If Old Second shareholders have any questions or require assistance in voting their shares of Old Second common stock, they should call Old Second’s Shareholder Relations Manager, Shirley Cantrell, at (630) 906-2303. If West Suburban shareholders have any questions or require assistance in voting their shares of West Suburban common stock, they should call Georgeson LLC, West Suburban’s proxy solicitor for its special meeting, toll-free at [•].
Sincerely,
| James L. Eccher | | | Kevin J. Acker | |
| Chief Executive Officer and President Old Second Bancorp, Inc. | | | Chairman of the Board West Suburban Bancorp, Inc. | |
Neither the Securities and Exchange Commission nor any state securities commission has approved or disapproved of the merger, the issuance of shares of Old Second common stock in connection with the merger or the other transactions described in this joint proxy statement/prospectus, or passed upon the adequacy or accuracy of the disclosure in this joint proxy statement/prospectus. Any representation to the contrary is a criminal offense.

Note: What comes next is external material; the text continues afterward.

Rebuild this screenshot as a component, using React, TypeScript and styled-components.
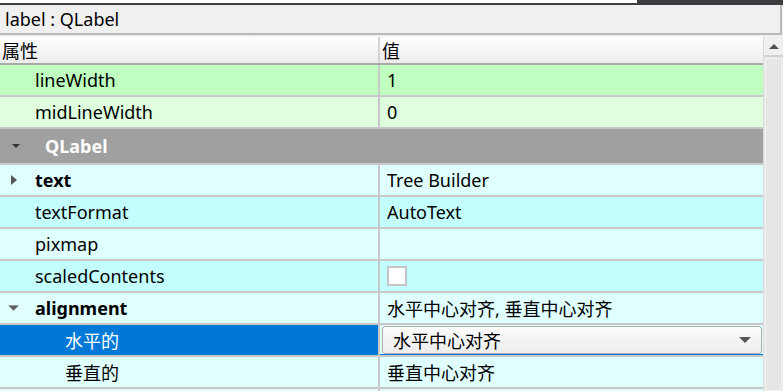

The securities to be issued in connection with the merger are not savings accounts, deposits or other obligations of any bank or savings association and are not insured by the Federal Deposit Insurance Corporation or any other governmental agency.
This joint proxy statement/prospectus is dated [ ], 2021, and is first being mailed to Old Second shareholders and West Suburban shareholders on or about [ ], 2021.